The Best Mound Builder Resource

Silverberg reviews the history of the mound builders from the beginning, including all of the debates, controversies and bizarre fantasies that arose around the mounds. Mormans hate this book because it shows how their beliefs were based on fantasies. It sounds like some of their reviewers never read this book. It is sad that so many mounds have been lost and destroyed, they showed that that Indians weren't hapless primitives. Just as sad is the Mormon revisionists holding on to outlandish and unsupportable theories.

The Mound Builders

I grew up in Newark, Ohio, almost "next door" to the great circle mound in what has become Moundbuilders Park. My cousins lived near the Octagon mound, and we played there often even though, due to its status as a private country club golf course, it was located on PRIVATE PROPERTY. Moundbuilders park was the scene of countless family picnics, and a walk around the big mound was always the high point of the day for a little kid. So the mounds were very much a part of my every day life.
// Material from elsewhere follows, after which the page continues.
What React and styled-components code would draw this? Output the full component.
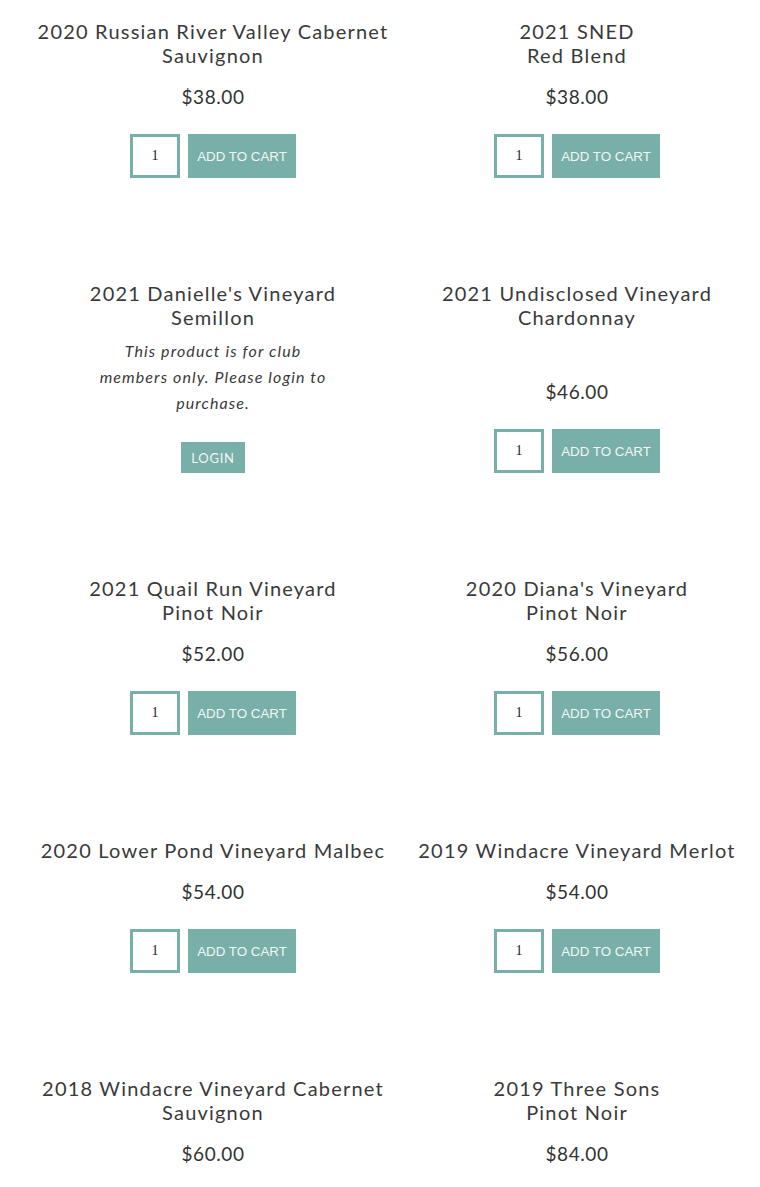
import React from "react";
import styled, { createGlobalStyle } from "styled-components";

const GlobalStyle = createGlobalStyle`
  body {
    margin: 0;
    background: #ffffff;
    font-family: "Lato", "Open Sans", sans-serif;
    color: #333333;
  }
`;

const teal = "#78afa8";

const ProductGrid = styled.div`
  display: grid;
  grid-template-columns: 364px 364px;
  row-gap: 103px;
  padding: 19px 1px 0 31px;
`;

const Card = styled.div`
  display: flex;
  flex-direction: column;
  align-items: center;
  text-align: center;
`;

const Title = styled.div`
  font-size: 20px;
  line-height: 24px;
  letter-spacing: 1.2px;
  color: #3a3a3a;
`;

const Purchase = styled.div`
  margin-top: auto;
  padding-top: 18px;
  display: flex;
  flex-direction: column;
  align-items: center;
`;

const Price = styled.div`
  font-size: 19px;
  line-height: 24px;
  letter-spacing: 0.6px;
  color: #333333;
`;

const CartRow = styled.div`
  display: flex;
  gap: 8px;
  margin-top: 25px;
`;

const Qty = styled.input`
  box-sizing: border-box;
  width: 50px;
  height: 44px;
  border: 3px solid ${teal};
  background: #ffffff;
  text-align: center;
  font-family: "Liberation Serif", serif;
  font-size: 14px;
  color: #222222;
  padding: 0;
  outline: none;
`;

const CartButton = styled.button`
  width: 108px;
  height: 44px;
  border: none;
  background: ${teal};
  color: #f1f7f6;
  font-family: "Liberation Sans", Arial, sans-serif;
  font-size: 13.33px;
  text-transform: uppercase;
  padding: 0;
  cursor: pointer;
`;

const MembersNote = styled.p`
  margin: 9px 0 0;
  width: 238px;
  font-style: italic;
  font-size: 16px;
  line-height: 26px;
  letter-spacing: 1.1px;
  color: #3a3a3a;
`;

const LoginButton = styled.button`
  margin-top: 26px;
  width: 64px;
  height: 31px;
  border: none;
  background: ${teal};
  color: #f1f7f6;
  font-family: "Lato", sans-serif;
  font-size: 13px;
  letter-spacing: 0.8px;
  padding: 0;
  cursor: pointer;
`;

const products = [
  { lines: ["2020 Russian River Valley Cabernet", "Sauvignon"], price: "$38.00" },
  { lines: ["2021 SNED", "Red Blend"], price: "$38.00" },
  { lines: ["2021 Danielle's Vineyard", "Semillon"], members: true },
  { lines: ["2021 Undisclosed Vineyard", "Chardonnay"], price: "$46.00" },
  { lines: ["2021 Quail Run Vineyard", "Pinot Noir"], price: "$52.00" },
  { lines: ["2020 Diana's Vineyard", "Pinot Noir"], price: "$56.00" },
  { lines: ["2020 Lower Pond Vineyard Malbec"], price: "$54.00" },
  { lines: ["2019 Windacre Vineyard Merlot"], price: "$54.00" },
  { lines: ["2018 Windacre Vineyard Cabernet", "Sauvignon"], price: "$60.00" },
  { lines: ["2019 Three Sons", "Pinot Noir"], price: "$84.00" },
];

const Product = ({ lines, price, members }) => (
  <Card>
    <Title>
      {lines.map((l, i) => (
        <div key={i}>{l}</div>
      ))}
    </Title>
    {members ? (
      <>
        <MembersNote>This product is for club members only. Please login to purchase.</MembersNote>
        <LoginButton>LOGIN</LoginButton>
      </>
    ) : (
      <Purchase>
        <Price>{price}</Price>
        <CartRow>
          <Qty type="text" defaultValue="1" />
          <CartButton>Add to cart</CartButton>
        </CartRow>
      </Purchase>
    )}
  </Card>
);

const App = () => (
  <>
    <GlobalStyle />
    <ProductGrid>
      {products.map((p, i) => (
        <Product key={i} {...p} />
      ))}
    </ProductGrid>
  </>
);

export default App;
Yet I knew very little about them, or about the people who created them. Last week I ran across a battered paperback edition of Silverberg's book at a local used bookstore. He has woven together a great story, dealing not only with the people who created the mounds, but also with the ways in which European civilization has attempted to understand and interpret them. I was especially interested in his account of the inherent tension between the fascination and mythology surrounding the mounds in 19th century America and the genocidal policies which were being simultaneously pursued against the American Indian. Silverberg lets the facts speak for themselves without falling into the swamp of political correctness.In describing the efforts of various 19th century American archeologists and anthropologists to explore and explain the mounds, Silverberg also depicts an intellectual style which is as extinct as the Moundbuilders themselves. Dedicated "amateur" scientists, including politicans such as Jefferson and WH Harrison, made meaningful contributions to the effort to explore and understand the mounds and the culture which produced them. What contemporary political figure has the intellectual spirit or temperment to make a similar contribution? (The only thing that comes close, I guess, is Al Gore's invention of the Internet.) Sadly, the advancement of learning has been relegated to the professionals and academics. The Renaissance person is no more -- and we are all diminished.It's beutiful in Ohio in October, and with the "new eyes" provided by Silverberg I'm taking a car trip to explore several of the sites which do remain.